TASK BRIEF = Lines containing the word "React" are to be located and copied.

=====

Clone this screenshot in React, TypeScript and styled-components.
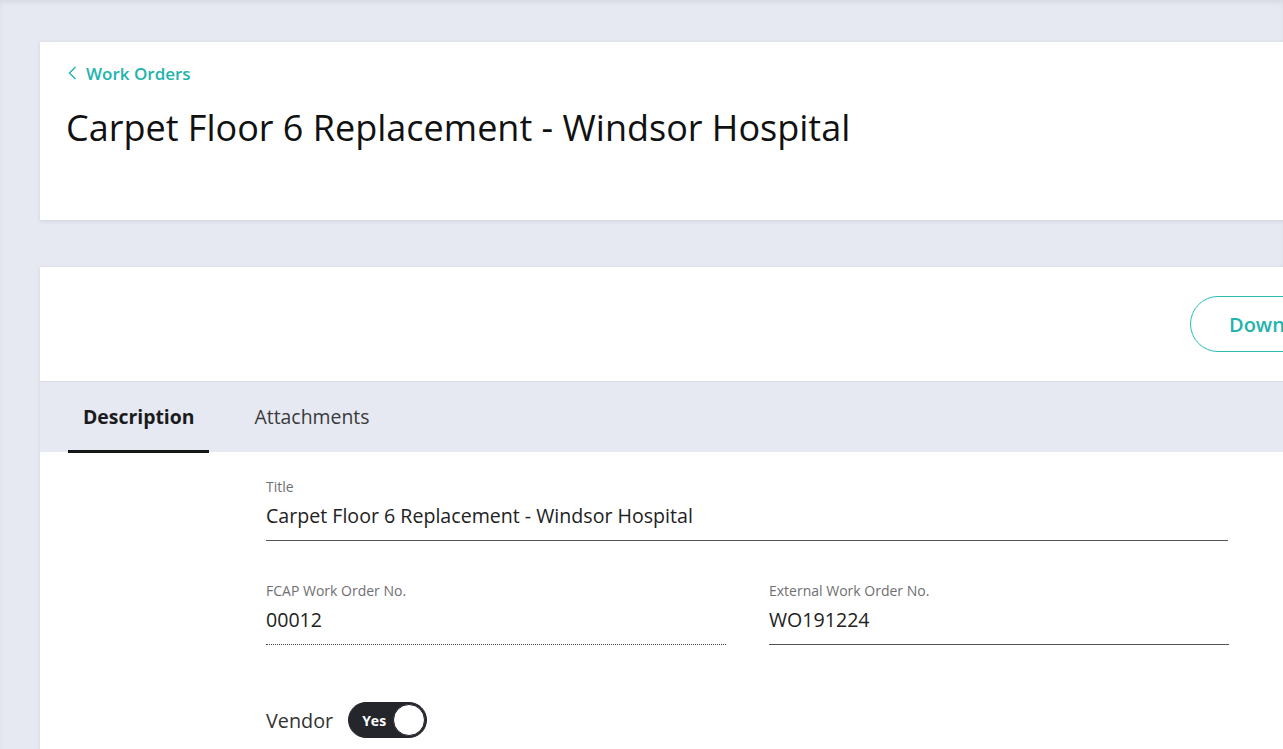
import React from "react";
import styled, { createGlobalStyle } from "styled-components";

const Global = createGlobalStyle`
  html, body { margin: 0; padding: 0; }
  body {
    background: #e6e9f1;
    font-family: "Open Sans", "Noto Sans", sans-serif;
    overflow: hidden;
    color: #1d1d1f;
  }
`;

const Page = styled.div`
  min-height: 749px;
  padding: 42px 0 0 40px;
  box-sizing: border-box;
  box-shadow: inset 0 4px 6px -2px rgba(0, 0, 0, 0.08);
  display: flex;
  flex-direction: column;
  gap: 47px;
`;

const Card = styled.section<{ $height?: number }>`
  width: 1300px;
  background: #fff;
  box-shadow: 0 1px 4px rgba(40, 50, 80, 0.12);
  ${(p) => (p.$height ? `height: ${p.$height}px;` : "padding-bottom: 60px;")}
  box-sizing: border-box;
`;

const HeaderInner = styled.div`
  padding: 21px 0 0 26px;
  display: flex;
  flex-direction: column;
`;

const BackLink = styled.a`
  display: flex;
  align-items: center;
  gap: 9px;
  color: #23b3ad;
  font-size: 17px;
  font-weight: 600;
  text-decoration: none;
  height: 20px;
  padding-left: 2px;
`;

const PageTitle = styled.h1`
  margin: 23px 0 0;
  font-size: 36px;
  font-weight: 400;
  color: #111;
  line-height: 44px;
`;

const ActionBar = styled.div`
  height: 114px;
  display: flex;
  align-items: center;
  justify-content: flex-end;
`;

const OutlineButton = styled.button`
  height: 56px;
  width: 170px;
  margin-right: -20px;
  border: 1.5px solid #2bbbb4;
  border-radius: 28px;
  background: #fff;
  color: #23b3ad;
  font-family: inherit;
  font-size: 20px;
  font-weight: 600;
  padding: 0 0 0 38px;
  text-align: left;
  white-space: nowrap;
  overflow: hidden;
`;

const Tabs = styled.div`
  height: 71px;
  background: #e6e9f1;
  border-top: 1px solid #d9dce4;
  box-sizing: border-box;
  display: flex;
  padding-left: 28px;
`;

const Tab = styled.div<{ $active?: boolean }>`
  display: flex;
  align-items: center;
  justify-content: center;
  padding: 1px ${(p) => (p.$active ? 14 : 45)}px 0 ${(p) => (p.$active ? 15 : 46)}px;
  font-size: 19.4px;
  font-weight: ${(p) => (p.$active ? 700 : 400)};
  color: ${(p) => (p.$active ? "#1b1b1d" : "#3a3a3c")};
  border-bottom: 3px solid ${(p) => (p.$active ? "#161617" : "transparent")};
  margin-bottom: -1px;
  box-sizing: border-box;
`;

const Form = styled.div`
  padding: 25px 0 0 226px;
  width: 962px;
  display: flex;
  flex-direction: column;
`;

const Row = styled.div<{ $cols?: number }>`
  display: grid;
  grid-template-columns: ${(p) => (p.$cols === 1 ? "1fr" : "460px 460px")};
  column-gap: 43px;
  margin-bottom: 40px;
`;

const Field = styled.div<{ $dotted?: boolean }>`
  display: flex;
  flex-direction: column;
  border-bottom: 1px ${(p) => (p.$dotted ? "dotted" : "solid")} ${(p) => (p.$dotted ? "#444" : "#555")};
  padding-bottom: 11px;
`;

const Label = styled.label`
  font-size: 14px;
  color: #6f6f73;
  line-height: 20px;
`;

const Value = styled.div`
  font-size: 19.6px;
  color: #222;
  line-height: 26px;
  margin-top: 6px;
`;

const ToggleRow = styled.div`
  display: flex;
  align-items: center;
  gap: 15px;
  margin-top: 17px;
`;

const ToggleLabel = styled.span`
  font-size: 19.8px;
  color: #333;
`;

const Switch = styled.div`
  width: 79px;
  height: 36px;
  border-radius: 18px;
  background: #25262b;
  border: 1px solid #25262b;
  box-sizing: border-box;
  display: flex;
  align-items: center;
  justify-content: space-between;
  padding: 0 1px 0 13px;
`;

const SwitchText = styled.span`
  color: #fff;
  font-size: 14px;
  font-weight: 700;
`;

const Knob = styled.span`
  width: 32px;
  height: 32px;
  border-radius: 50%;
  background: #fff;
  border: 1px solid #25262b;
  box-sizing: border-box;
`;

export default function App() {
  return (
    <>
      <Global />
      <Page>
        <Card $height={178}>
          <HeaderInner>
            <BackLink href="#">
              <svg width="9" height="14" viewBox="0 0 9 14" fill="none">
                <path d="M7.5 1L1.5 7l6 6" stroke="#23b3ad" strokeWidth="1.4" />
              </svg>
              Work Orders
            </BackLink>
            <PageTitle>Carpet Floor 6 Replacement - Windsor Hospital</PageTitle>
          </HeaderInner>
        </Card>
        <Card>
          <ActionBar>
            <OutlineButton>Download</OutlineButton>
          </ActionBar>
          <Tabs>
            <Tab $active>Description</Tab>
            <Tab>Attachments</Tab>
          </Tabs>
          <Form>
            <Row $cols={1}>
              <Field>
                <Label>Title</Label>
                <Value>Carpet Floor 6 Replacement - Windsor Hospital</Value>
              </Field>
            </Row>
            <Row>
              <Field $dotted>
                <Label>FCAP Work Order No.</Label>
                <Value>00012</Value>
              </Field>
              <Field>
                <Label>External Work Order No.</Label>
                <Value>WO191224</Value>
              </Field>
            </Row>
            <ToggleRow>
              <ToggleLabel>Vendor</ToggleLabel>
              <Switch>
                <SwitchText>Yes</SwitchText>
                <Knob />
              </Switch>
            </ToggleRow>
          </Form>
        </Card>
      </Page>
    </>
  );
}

=====

ANSWER FOR THE TASK =
Clone this screenshot in React, TypeScript and styled-components.
import React from "react";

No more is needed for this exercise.